Great emphasis is given to music during the closing decades of the nineteenth century and to the opening of the twentieth century. S. Foster Damon, a graduate of 1914, contributes five articles and nine reviews including an overview of Verdi’s style periods on the occasion of the composer’s birth centenary, a study of popular music, and a query about opera as an art form. Hiram K. Moderwell, a graduate of 1912, writes about Charpentier’s verismo operas Jullien, Louise and L’Amoud du Faubourg, the satire of Richard Strauss’s Ariadne auf Naxos, the problems of attaining a dispassionate view of Wagner, a defense of Wagner in response to Pepper’s criticism of the composer’s vegetarianism and anti-Semitism, and a discussion of the Swiss artist Adolphe Appia’s remarkably modern stage designs for Wagner’s music dramas, in particular for Parsifal. Roger Huntington Sessions, a 1915 graduate, and an active editor of HMR, contributes twenty articles of which three were reviews dealing with Schubert’s songs, Wagner’s Die Meistersinger and Parsifal, and Montemezzi’s L’Amore dei tre re. Sessions’s major articles deal with Wagner and with narrative analyses of Richard Strauss’s operas, Guntram, Fuersnot, Salome, Elektra, and Der Rosenkavalier, and the symphonic poems from Macbeth to Ein Heldenleben. In anticipation of the eventual route of Sessions’s own compositional language his article dealing with the “psychological basis of modern music” is of interest.

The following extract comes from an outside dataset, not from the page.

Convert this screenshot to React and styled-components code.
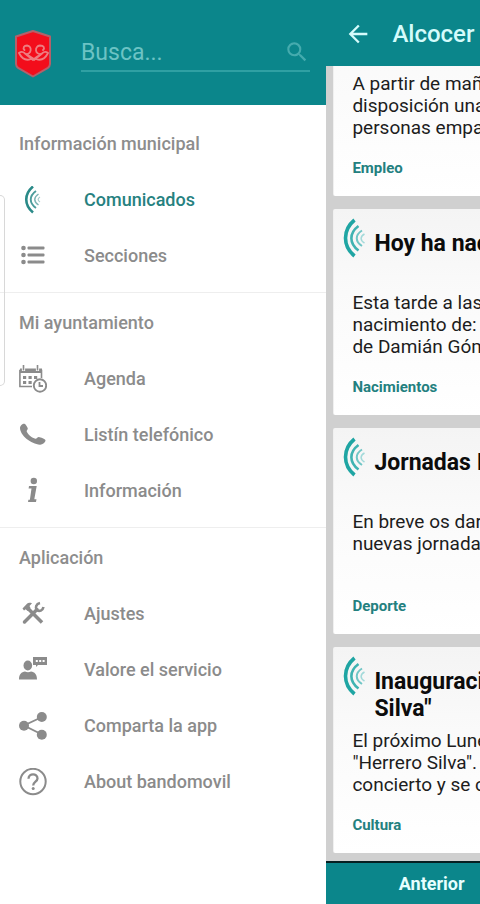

The development of a unique musical language representative of the United States is the topic of several articles. Philip Greenley Clapp, a 1908 graduate, considers the enrichment of American music through the introductions of modern idioms, while Richard M. Jopling, a Harvard student, surveys the progress of American composers. The search for a uniquely American musical idiom is addressed in pioneer ethnomusicologist Henry F. Gilbert’s study of the music of the American Indians, while an anonymous report addresses the systematic collection of Indian folk-songs, the unscientific harmonization of Indian melodies by Filmore, and Arthur Farwell’s failed vision of an American school of composition based on Indian melodies.